WESTAR ENERGY, INC.
A Kansas corporation
(the “Company”)
Compensation Committee Charter
Adopted December 10, 2003

Purpose
The Compensation Committee is created by the Board of Directors of the Company to:

  • review the Company’s compensation and benefits policies generally;
  • evaluate senior executive performance and review the Company’s management succession plan;
  • review and approve compensation and benefits for the Company’s senior executives, in consultation with the Company's chief executive officer and subject to ratification by the Board; and
  • produce the report on executive compensation that Securities and Exchange Commission rules require to be included in the Company’s annual proxy statement.

Membership
The Compensation Committee shall consist of at least three and no more than six members, comprised solely of independent directors meeting the independence requirements of the New York Stock Exchange. Annually, or as vacancies or newly created positions may occur in the interim, the Nominating and Corporate Governance Committee shall recommend Compensation Committee members and a Chairman to the Board. Compensation Committee members and a Chairman shall be appointed by the Board and may be removed by the Board at any time.
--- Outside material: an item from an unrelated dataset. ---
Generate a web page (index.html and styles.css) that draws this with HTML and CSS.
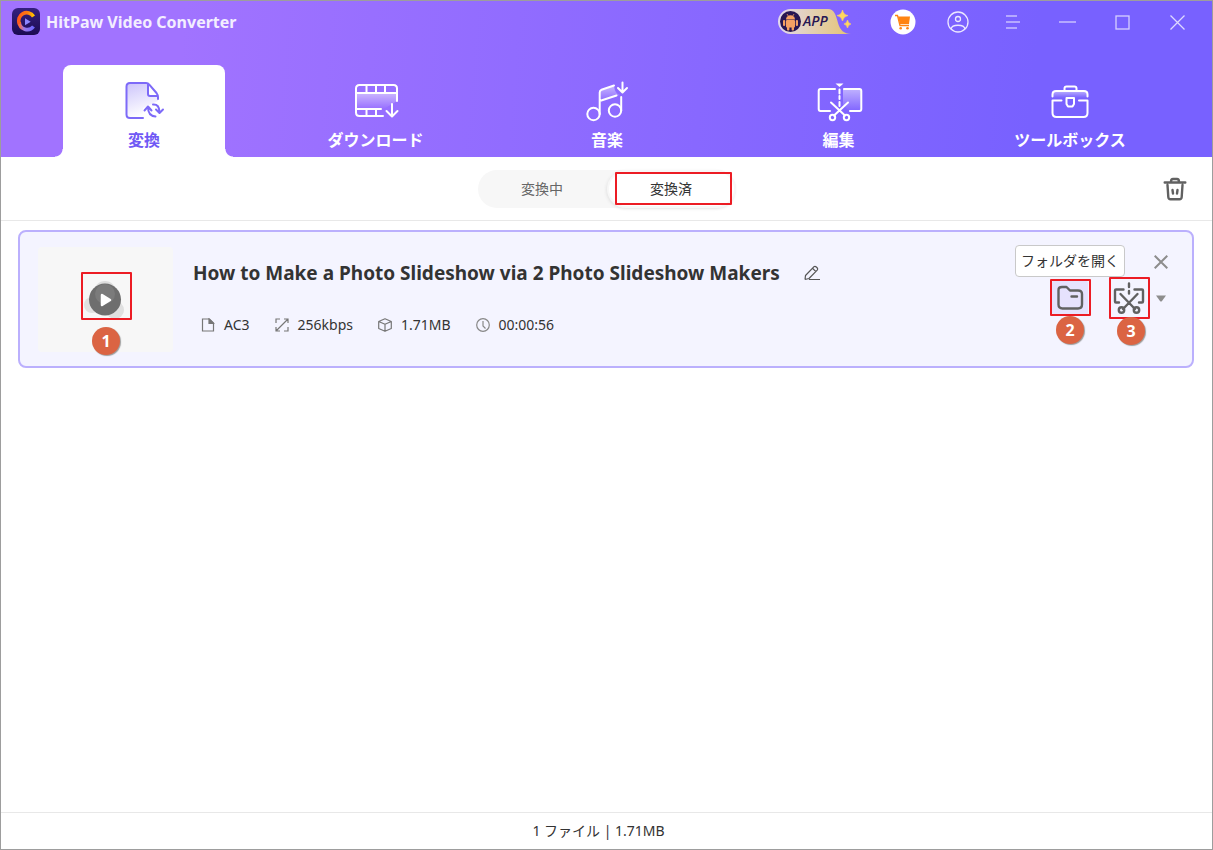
FILE: index.html
```html
<!DOCTYPE html>
<html lang="ja">
<head>
<meta charset="utf-8">
<meta name="viewport" content="width=device-width, initial-scale=1">
<title>HitPaw Video Converter</title>
<link rel="stylesheet" href="styles.css">
</head>
<body>
<div class="window">
  <header class="header">
    <div class="titlebar">
      <div class="brand">
        <svg class="brand-logo" width="28" height="28" viewBox="0 0 28 28" aria-hidden="true">
          <defs>
            <linearGradient id="logoBg" x1="0" y1="0" x2="0" y2="1"><stop offset="0" stop-color="#35207f"/><stop offset="1" stop-color="#1c0b52"/></linearGradient>
            <linearGradient id="logoHot" x1="0" y1="0" x2="1" y2="0"><stop offset="0" stop-color="#ff5a1c"/><stop offset=".6" stop-color="#ff7a10"/><stop offset="1" stop-color="#ffc400"/></linearGradient>
            <linearGradient id="logoCool" x1="0" y1="0" x2="1" y2="0"><stop offset="0" stop-color="#ff6a3a"/><stop offset=".35" stop-color="#9a78e8"/><stop offset="1" stop-color="#6f66ff"/></linearGradient>
          </defs>
          <rect width="28" height="27" rx="6" fill="url(#logoBg)"/>
          <path d="M21.500 18.500 A8 8 0 0 1 7.200 14" fill="none" stroke="url(#logoCool)" stroke-width="3.600"/>
          <path d="M7.400 16 A8 8 0 0 1 21.500 8.500" fill="none" stroke="url(#logoHot)" stroke-width="3.600"/>
          <path d="M13 10.200 L18.700 13.700 L13 17.200Z" fill="#8d86ff"/>
        </svg>
        <span class="brand-name">HitPaw Video Converter</span>
      </div>
      <div class="window-tools">
        <button class="app-button" type="button" aria-label="APP">
          <svg width="74" height="26" viewBox="0 0 74 26" aria-hidden="true">
            <defs><linearGradient id="appBg"><stop offset="0" stop-color="#e2d8ee"/><stop offset=".5" stop-color="#e3cfae"/><stop offset="1" stop-color="#e5c373"/></linearGradient></defs>
            <path d="M12.500 0 H50 C56 0 58 6 60 14 C62 21 66 25 73 25 H12.500 A12.500 12.500 0 0 1 12.500 0Z" fill="url(#appBg)"/>
            <circle cx="12.500" cy="12.500" r="10.500" fill="#271653"/>
            <g fill="#f5a063">
              <path d="M8 10.500 a4.500 4.200 0 0 1 9 0Z"/>
              <rect x="8" y="11" width="9" height="7.500" rx="1"/>
              <rect x="5" y="11" width="2.200" height="6" rx="1"/><rect x="17.800" y="11" width="2.200" height="6" rx="1"/>
              <rect x="9" y="17" width="2.400" height="4.500" rx="1"/><rect x="13.600" y="17" width="2.400" height="4.500" rx="1"/>
            </g>
            <path d="M9 5 l1.500 2.500 M16 5 l-1.500 2.500" stroke="#f5a063" stroke-width=".8"/>
            <path d="M64.500 1 q1 5 5.500 5.500 q-4.500 .8 -5.500 5.500 q-1 -4.700 -5.500 -5.500 q4.500 -.5 5.500 -5.500Z M69.500 11 q.8 3.500 3.500 4 q-2.700 .6 -3.500 4 q-.8 -3.400 -3.500 -4 q2.700 -.5 3.500 -4Z" fill="#ffd75c" stroke="#ffd75c" stroke-width=".6"/>
          </svg>
          <span class="app-text">APP</span>
        </button>
        <button class="tool" type="button" aria-label="Store">
          <svg width="26" height="26" viewBox="0 0 26 26" aria-hidden="true">
            <circle cx="13" cy="13" r="12.500" fill="#fff"/>
            <path d="M8 7.500 H20 L19 15 H10Z" fill="#ff8412"/>
            <path d="M5 6.500 H7.500 L10 16.500 H19" fill="none" stroke="#ff8412" stroke-width="1.300"/>
            <circle cx="10.700" cy="19.200" r="1.300" fill="#ff8412"/><circle cx="17.500" cy="19.200" r="1.300" fill="#ff8412"/>
          </svg>
        </button>
        <button class="tool" type="button" aria-label="Account">
          <svg width="22" height="22" viewBox="0 0 22 22" fill="none" stroke="#ece8ff" stroke-width="1.300" aria-hidden="true"><circle cx="11" cy="11" r="10"/><circle cx="11" cy="8" r="2.500"/><path d="M4 18 C5 13 17 13 18 18"/></svg>
        </button>
        <button class="tool" type="button" aria-label="Menu">
          <svg width="14" height="14" viewBox="0 0 14 14" stroke="#c9c0ff" stroke-width="1.500" aria-hidden="true"><path d="M0 1 H11 M0 7 H14 M0 13 H11"/></svg>
        </button>
        <button class="tool" type="button" aria-label="Minimize">
          <svg width="17" height="15" viewBox="0 0 17 15" stroke="#c9c0ff" stroke-width="1.500" aria-hidden="true"><path d="M0 7 H17"/></svg>
        </button>
        <button class="tool" type="button" aria-label="Maximize">
          <svg width="15" height="15" viewBox="0 0 15 15" fill="none" stroke="#d6cfff" stroke-width="1.300" aria-hidden="true"><rect x="1" y="1" width="13" height="13"/></svg>
        </button>
        <button class="tool" type="button" aria-label="Close">
          <svg width="15" height="15" viewBox="0 0 15 15" stroke="#ded9ff" stroke-width="1.300" aria-hidden="true"><path d="M.5 .5 L14.500 14.500 M14.500 .5 L.5 14.500"/></svg>
        </button>
      </div>
    </div>
    <nav class="tabs">
      <button class="tab tab-active" type="button">
        <svg class="tab-icon" viewBox="0 0 48 44" aria-hidden="true">
          <defs><linearGradient id="docFill" x1="0" y1="0" x2=".3" y2="1"><stop offset="0" stop-color="#ccc4fb"/><stop offset="1" stop-color="#fff"/></linearGradient></defs>
          <path d="M23 39 H10 Q6.500 39 6.500 35.500 V7.500 Q6.500 4 10 4 H28 V16 H38 V22 L23 29Z" fill="url(#docFill)" stroke="none"/>
          <path d="M23 39 H10 Q6.500 39 6.500 35.500 V7.500 Q6.500 4 10 4 H26 Q28 4 29.500 5.800 L36.500 14 Q38 16 38 18 V20 M28 4.500 V15 Q28 17 30 17 H37.500"/>
          <path d="M24.500 31.500 L28 27.500 L31.500 31.500 M28 28 Q28 37 35.500 37.500 M33 25.500 Q39.500 25 39.500 33.500 M36 30.500 L39.500 34 L43 30.500"/>
        </svg>
        <span>変換</span>
      </button>
      <button class="tab" type="button">
        <svg class="tab-icon" viewBox="0 0 48 44" aria-hidden="true">
          <defs><linearGradient id="lightFill" x1="0" y1="0" x2="0" y2="1"><stop offset="0" stop-color="#fff" stop-opacity=".5"/><stop offset="1" stop-color="#fff" stop-opacity="0"/></linearGradient></defs>
          <path d="M4 14 H45 V22 L32 30 H4Z" fill="url(#lightFill)" stroke="none"/>
          <path d="M31 37 H7.500 Q4 37 4 33.500 V9.500 Q4 6 7.500 6 H41.500 Q45 6 45 9.500 V22 M4 14 H45 M4 30 H29"/>
          <path d="M14.500 6 V14 M24 6 V14 M33 6 V14 M14.500 30 V37 M24 30 V37 M40 25 V37 M34.500 32 L40 37.500 L45.500 32"/>
        </svg>
        <span>ダウンロード</span>
      </button>
      <button class="tab" type="button">
        <svg class="tab-icon" viewBox="0 0 48 44" aria-hidden="true">
          <path d="M16.500 22 V12 L31 7 Q32 15 37 16Z" fill="url(#lightFill)" stroke="none"/>
          <circle cx="10.500" cy="35" r="6.200"/><circle cx="32" cy="31.500" r="6.200"/>
          <path d="M16.700 35 V13.500 Q16.700 11.500 18.500 10.800 L31 6.500 M16.700 22 L33.500 16.500 M38.200 18 V31.500 M39.500 3.500 V13 M35 9 L39.500 13.500 L44 9"/>
        </svg>
        <span>音楽</span>
      </button>
      <button class="tab" type="button">
        <svg class="tab-icon" viewBox="0 0 48 44" aria-hidden="true">
          <path d="M28 10 H46 V32 H34 L28 26Z" fill="url(#lightFill)" stroke="none"/>
          <path d="M20 10 H5.500 Q3.700 10 3.700 12 V30 Q3.700 32 5.500 32 H15 M29 10 H44.500 Q46.300 10 46.300 12 V30 Q46.300 32 44.500 32 H35"/>
          <path d="M20.500 4.500 H28.500 L24.500 8Z" fill="#fff" stroke="none"/>
          <path d="M24.500 10.500 V14.500 M24.500 17 V20 M24.500 23 V27 M16 23.500 L30 36.500 M33 23.500 L19 36.500"/>
          <circle cx="17.500" cy="38.500" r="2.700"/><circle cx="31.500" cy="38.500" r="2.700"/>
        </svg>
        <span>編集</span>
      </button>
      <button class="tab" type="button">
        <svg class="tab-icon" viewBox="0 0 48 44" aria-hidden="true">
          <path d="M6.500 19 V12 H41.500 V19Z" fill="url(#lightFill)" stroke="none"/>
          <path d="M6.500 17.500 V15.500 Q6.500 12 10 12 H38 Q41.500 12 41.500 15.500 V17.500 M18.500 11.500 V9.500 Q18.500 7.500 20.500 7.500 H28.500 Q30.500 7.500 30.500 9.500 V11.500"/>
          <path d="M15.500 21.500 H6.500 V34 Q6.500 38 10.500 38 H37.500 Q41.500 38 41.500 34 V21.500 H33"/>
          <path d="M20.500 19 H28 V25 L26.500 27.500 H22 L20.500 25Z"/>
        </svg>
        <span>ツールボックス</span>
      </button>
    </nav>
  </header>

  <main class="content">
    <div class="toolbar">
      <div class="segments">
        <button class="segment" type="button">変換中</button>
        <button class="segment segment-active" type="button">変換済<span class="marker marker-segment"></span></button>
      </div>
      <button class="icon-button trash" type="button" aria-label="Delete">
        <svg width="24" height="24" viewBox="0 0 24 24" fill="none" stroke="#616161" stroke-width="2.400" stroke-linecap="round" stroke-linejoin="round" aria-hidden="true"><path d="M1.700 5.500 H22.300 M8 5 Q8 2 10 2 H14 Q16 2 16 5 M4.500 8 L5.300 20 Q5.500 22.300 7.500 22.300 H16.500 Q18.500 22.300 18.700 20 L19.500 8 M9.500 13 L10 16.500 M14.500 13 L14 16.500"/></svg>
      </button>
    </div>

    <section class="list">
      <article class="card">
        <div class="thumb">
          <button class="play" type="button" aria-label="Play">
            <svg width="44" height="44" viewBox="1 1 44 44" aria-hidden="true">
              <circle cx="22" cy="15" r="11" fill="#dedede"/><circle cx="9" cy="28" r="8" fill="#e0e0e0"/><circle cx="32" cy="33" r="9" fill="#e0e0e0"/>
              <circle cx="22" cy="22.500" r="16" fill="#6e6e6e"/><circle cx="22" cy="17" r="10" fill="#7b7b7b"/>
              <path d="M19 18 L27 23 L19 28Z" fill="#fff" stroke="#fff" stroke-width="2.500" stroke-linejoin="round"/>
            </svg>
          </button>
          <span class="marker marker-play"></span>
          <span class="badge badge-play">1</span>
        </div>
        <div class="info">
          <div class="title-row">
            <h1 class="title">How to Make a Photo Slideshow via 2 Photo Slideshow Makers</h1>
            <button class="icon-button" type="button" aria-label="Rename">
              <svg width="16" height="16" viewBox="0 0 16 16" fill="none" stroke="#555" stroke-width="1.200" stroke-linejoin="round" aria-hidden="true"><path d="M1 14.500 L1.500 10.500 L9.800 1.800 Q11 .8 12.300 2 L13.300 3 Q14.200 4 13.200 5.200 L5 13.500 L1 14.500 M8.500 3.300 L11.900 6.600 M5 14.500 H16"/></svg>
            </button>
          </div>
          <ul class="meta">
            <li class="meta-item"><svg width="14" height="14" viewBox="0 0 14 14" fill="none" stroke="#777" stroke-width="1.200" aria-hidden="true"><path d="M1.500 1 H8.500 L12.500 5 V13 H1.500Z"/><path d="M8 1 L12.500 5.500 H8Z" fill="#777"/></svg>AC3</li>
            <li class="meta-item"><svg width="14" height="14" viewBox="0 0 14 14" fill="none" stroke="#777" stroke-width="1.200" aria-hidden="true"><path d="M1 5 V1 H5 M9 13 H13 V9 M1 13 L13 1 M9 1 H13 V5 M1 9 V13 H5"/></svg>256kbps</li>
            <li class="meta-item"><svg width="14" height="14" viewBox="0 0 14 14" fill="none" stroke="#777" stroke-width="1.200" stroke-linejoin="round" aria-hidden="true"><path d="M7 .8 L13.300 3.500 V10.500 L7 13.300 L.7 10.500 V3.500Z M.7 3.500 L7 6.300 L13.300 3.500 M7 6.300 V13.300"/></svg>1.71MB</li>
            <li class="meta-item"><svg width="14" height="14" viewBox="0 0 14 14" fill="none" stroke="#888" stroke-width="1.200" aria-hidden="true"><circle cx="7" cy="7" r="6.300"/><path d="M7 3 V8 L9.500 10.500"/></svg>00:00:56</li>
          </ul>
        </div>
        <div class="actions">
          <button class="icon-button remove" type="button" aria-label="Remove">
            <svg width="14" height="14" viewBox="0 0 14 14" stroke="#8d8d8d" stroke-width="2" aria-hidden="true"><path d="M.7 .7 L13.300 13.300 M13.300 .7 L.7 13.300"/></svg>
          </button>
          <div class="action-row">
            <div class="action">
              <button class="icon-button action-button action-hover" type="button" aria-label="フォルダを開く">
                <svg width="28" height="26" viewBox="0 0 28 26" fill="none" stroke="#616161" stroke-width="2.400" stroke-linecap="round" stroke-linejoin="round" aria-hidden="true"><path d="M2.500 5 Q2.500 2 6 2 H10.500 L14 5.500 H22 Q26 5.500 26 9 V19.500 Q26 23.500 22 23.500 H6.500 Q2.500 23.500 2.500 19.500Z M15.500 11.500 H21"/></svg>
              </button>
              <span class="tooltip">フォルダを開く</span>
              <span class="marker marker-folder"></span>
              <span class="badge badge-folder">2</span>
            </div>
            <div class="action">
              <button class="icon-button action-button" type="button" aria-label="編集">
                <svg width="32" height="32" viewBox="0 0 32 32" fill="none" stroke="#616161" stroke-width="2.400" stroke-linecap="round" stroke-linejoin="round" aria-hidden="true"><path d="M10.500 7.500 H3 Q2 7.500 2 8.500 V19.500 Q2 20.500 3 20.500 H6 M21.500 7.500 H29 Q30 7.500 30 8.500 V19.500 Q30 20.500 29 20.500 H26 M16 1.500 V5 M16 9 V11.500 M7.500 12 L22 27 M24.500 12 L10 27"/><circle cx="8.500" cy="28" r="2.700"/><circle cx="23.500" cy="28" r="2.700"/></svg>
              </button>
              <span class="marker marker-edit"></span>
              <span class="badge badge-edit">3</span>
            </div>
            <button class="icon-button caret" type="button" aria-label="More">
              <svg width="10" height="7" viewBox="0 0 10 7" aria-hidden="true"><path d="M0 .5 H10 L6 6 Q5 7 4 6Z" fill="#8d8d8d"/></svg>
            </button>
          </div>
        </div>
      </article>
    </section>
  </main>

  <footer class="statusbar">1 ファイル | 1.71MB</footer>
</div>
</body>
</html>
```

FILE: styles.css
```css
* {
  box-sizing: border-box;
}

body {
  margin: 0;
  font-family: "Noto Sans", "Noto Sans CJK JP", sans-serif;
  font-size: 14px;
  line-height: 20px;
  color: #333;
}

button {
  margin: 0;
  padding: 0;
  border: 0;
  background: none;
  font: inherit;
  color: inherit;
  cursor: pointer;
}

svg {
  display: block;
}

.window {
  display: flex;
  flex-direction: column;
  min-height: 100vh;
  border: 1px solid #9d9d9d;
  background: #fff;
}

/* Header */
.header {
  background: linear-gradient(95deg, #a173ff 15%, #7861ff 85%);
}

.titlebar {
  display: flex;
  justify-content: space-between;
  align-items: center;
  height: 42px;
  padding: 0 7px 0 11px;
}

.brand {
  display: flex;
  align-items: center;
  gap: 6px;
}

.brand-name {
  font-size: 16px;
  font-weight: 700;
  color: #f3eeff;
}

.window-tools {
  display: flex;
  align-items: center;
}

.app-button {
  position: relative;
  margin-right: 23px;
}

.app-text {
  position: absolute;
  top: 2px;
  left: 25px;
  font-family: "Open Sans", "Noto Sans", sans-serif;
  font-size: 14px;
  font-weight: 600;
  font-style: italic;
  color: #271653;
}

.tool {
  display: flex;
  align-items: center;
  justify-content: center;
  width: 55px;
  height: 40px;
}

.tabs {
  display: flex;
  justify-content: space-between;
  padding: 22px 61px 0 62px;
}

.tab {
  position: relative;
  display: flex;
  flex-direction: column;
  align-items: center;
  gap: 7px;
  width: 162px;
  padding: 14px 0 6px;
  border-radius: 8px 8px 0 0;
  font-size: 16px;
  line-height: 21px;
  font-weight: 700;
  color: #fff;
  white-space: nowrap;
}

.tab-icon {
  width: 48px;
  height: 44px;
  fill: none;
  stroke: currentColor;
  stroke-width: 2;
  stroke-linecap: round;
  stroke-linejoin: round;
}

.tab-active {
  background: #fff;
  color: #7059f5;
}

.tab-active .tab-icon {
  stroke: #7d6af8;
}

.tab-active::before,
.tab-active::after {
  content: "";
  position: absolute;
  bottom: 0;
  width: 8px;
  height: 8px;
}

.tab-active::before {
  right: 100%;
  background: radial-gradient(circle at 0 0, transparent 7px, #fff 8px);
}

.tab-active::after {
  left: 100%;
  background: radial-gradient(circle at 100% 0, transparent 7px, #fff 8px);
}

/* Content */
.content {
  flex: 1;
}

.toolbar {
  display: grid;
  grid-template-columns: 1fr auto 1fr;
  align-items: center;
  height: 64px;
  padding: 0 25px;
  border-bottom: 1px solid #e8e8e8;
}

.segments {
  grid-column: 2;
  display: flex;
  border-radius: 19px;
  background: #f7f7f7;
}

.segment {
  position: relative;
  width: 129px;
  height: 38px;
  color: #666;
}

.segment-active {
  border: 2px solid #f7f7f7;
  border-radius: 19px;
  background: #fff;
  box-shadow: -1px 1px 3px #e4e4e4;
  color: #333;
}

.trash {
  justify-self: end;
}

.list {
  padding: 9px 18px 9px 17px;
}

.card {
  display: flex;
  gap: 20px;
  padding: 15px 18px 14px;
  border: 2px solid #bbb0fd;
  border-radius: 8px;
  background: #f4f4ff;
}

.thumb {
  position: relative;
  display: flex;
  align-items: center;
  justify-content: center;
  width: 135px;
  height: 105px;
  border-radius: 4px;
  background: #f7f7f7;
}

.info {
  flex: 1;
  padding-top: 13px;
}

.title-row {
  display: flex;
  align-items: center;
  gap: 24px;
}

.title {
  margin: 0;
  font-size: 19px;
  line-height: 26px;
  font-weight: 700;
}

.meta {
  display: flex;
  gap: 25px;
  margin: 29px 0 0;
  padding: 0 0 0 8px;
  list-style: none;
}

.meta-item {
  display: flex;
  align-items: center;
  gap: 9px;
}

.actions {
  display: flex;
  flex-direction: column;
  align-items: flex-end;
  gap: 11px;
  padding: 8px 6px 0 0;
}

.action-row {
  display: flex;
  align-items: center;
  padding-right: 2px;
}

.action {
  position: relative;
  margin-right: 23px;
}

.action + .action {
  margin-right: 9px;
}

.action-button {
  display: flex;
  align-items: center;
  justify-content: center;
  width: 36px;
  height: 36px;
  border-radius: 4px;
}

.action-hover {
  background: #e6e2fd;
}

.tooltip {
  position: absolute;
  right: -37px;
  bottom: 39px;
  padding: 5px;
  border: 1px solid #c9c9c9;
  border-radius: 4px;
  background: #fff;
  white-space: nowrap;
}

/* Numbered callouts */
.marker {
  position: absolute;
  border: 2px solid #ec1c24;
  border-radius: 1px;
  pointer-events: none;
}

.marker-segment {
  inset: 0 2px 1px 6px;
}

.marker-play {
  top: 25px;
  left: 43px;
  width: 51px;
  height: 48px;
}

.marker-folder {
  inset: -1px -3px 0 -2px;
}

.marker-edit {
  inset: -3px -3px -3px -2px;
}

.badge {
  position: absolute;
  width: 28px;
  height: 28px;
  border-radius: 50%;
  background: #db6443;
  box-shadow: 1px 1px 1px #9c9c9c;
  color: #fff;
  font-size: 16px;
  line-height: 28px;
  font-weight: 700;
  text-align: center;
}

.badge-play {
  top: 80px;
  left: 54px;
}

.badge-folder {
  top: 36px;
  left: 4px;
}

.badge-edit {
  top: 37px;
  left: 6px;
}

/* Status bar */
.statusbar {
  padding: 8px 16px 8px 0;
  border-top: 1px solid #e8e8e8;
  text-align: center;
}
```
Authority and Responsibilities
In addition to any other responsibilities which may be assigned from time to time by the Board, the Compensation Committee is responsible for the following matters.

Compensation Policies

  • The Compensation Committee, in consultation with the chief executive officer, shall review the Company’s compensation and benefits policies generally, including reviewing and approving any equity based plans, subject, if applicable, to shareholder ratification. In reviewing such compensation and benefits policies, the Compensation Committee may consider the recruitment, development, promotion, retention and compensation of senior executives and other employees of the Company and any other factors that it deems appropriate. The Compensation Committee shall seek Board ratification of its recommendations with respect to equity based plans.

Executive Compensation

  • The Compensation Committee shall review and approve for the Company’s chief executive officer and all Section 16 officers his or her (i) annual base salary level, (ii) annual incentive compensation, (iii) long-term incentive compensation, (iv) employment, severance and change-in-control agreements, if any, and (v) any other compensation, ongoing perquisites or special benefit items. Incorporated in each executive's review shall be consideration of the corporate goals and objectives relevant to executive compensation and each executive's performance in light of such goals and objectives. The Compensation Committee shall seek Board ratification with respect to each senior executive's compensation.
  • The Compensation Committee shall review with respect to all other officers of the Company his or her (i) annual base salary level, (ii) annual incentive compensation, and (iii) long-term incentive compensation.
  • The Compensation Committee may delegate to one or more officers of the Company the authority to make grants and awards of stock rights or options to any non-Section 16 officer of the Company under such of the Company’s incentive-compensation or other equity-based plans as the Compensation Committee deems appropriate and in accordance with the terms of such plans.

Management Succession

  • The Compensation Committee shall, in consultation with the chief executive officer, periodically review the Company’s management succession planning including policies for chief executive officer selection and succession in the event of the incapacitation, retirement or removal of the chief executive officer, and evaluations of, and development plans for, any potential successors to the chief executive officer.

Disclosure

  • The Compensation Committee shall produce the report on executive compensation that Securities and Exchange Commission rules require to be included in the Company’s annual proxy statement.

Reporting to the Board

  • The Compensation Committee shall report to the Board periodically. This report shall include a review of any recommendations or issues that arise with respect to Company compensation and benefits policies, executive compensation, management succession planning and any other matters that the Compensation Committee deems appropriate or is requested to be included by the Board.
  • At least annually, the Compensation Committee shall evaluate its own performance and report to the Board on such evaluation.
  • The Compensation Committee shall periodically review and assess the adequacy of this charter and recommend any proposed changes to the Nominating and Corporate Governance Committee.

Procedures
The Compensation Committee shall meet as often as it determines is appropriate to carry out its responsibilities under this charter, including in periodic executive sessions without management participation. The Chairman of the Compensation Committee, in consultation with the other committee members, shall determine the frequency and length of the committee meetings and shall set meeting agendas consistent with this charter. No senior executive should attend that portion of any meeting where such executive’s performance or compensation is discussed, unless specifically invited by the Compensation Committee.

The Compensation Committee has the sole authority to retain and terminate any compensation consultant assisting the Compensation Committee in the evaluation of chief executive officer or senior executive compensation, including sole authority to approve all such compensation consultant’s fees and other retention terms.

The Compensation Committee may delegate its authority to subcommittees or the Chairman of the Compensation Committee when it deems appropriate and in the best interests of the Company. The Chairman of the Compensation Committee shall designate a person (who need not be a member of the Committee) to keep minutes of its meetings. The minutes shall be retained by the Corporate Secretary of the Company.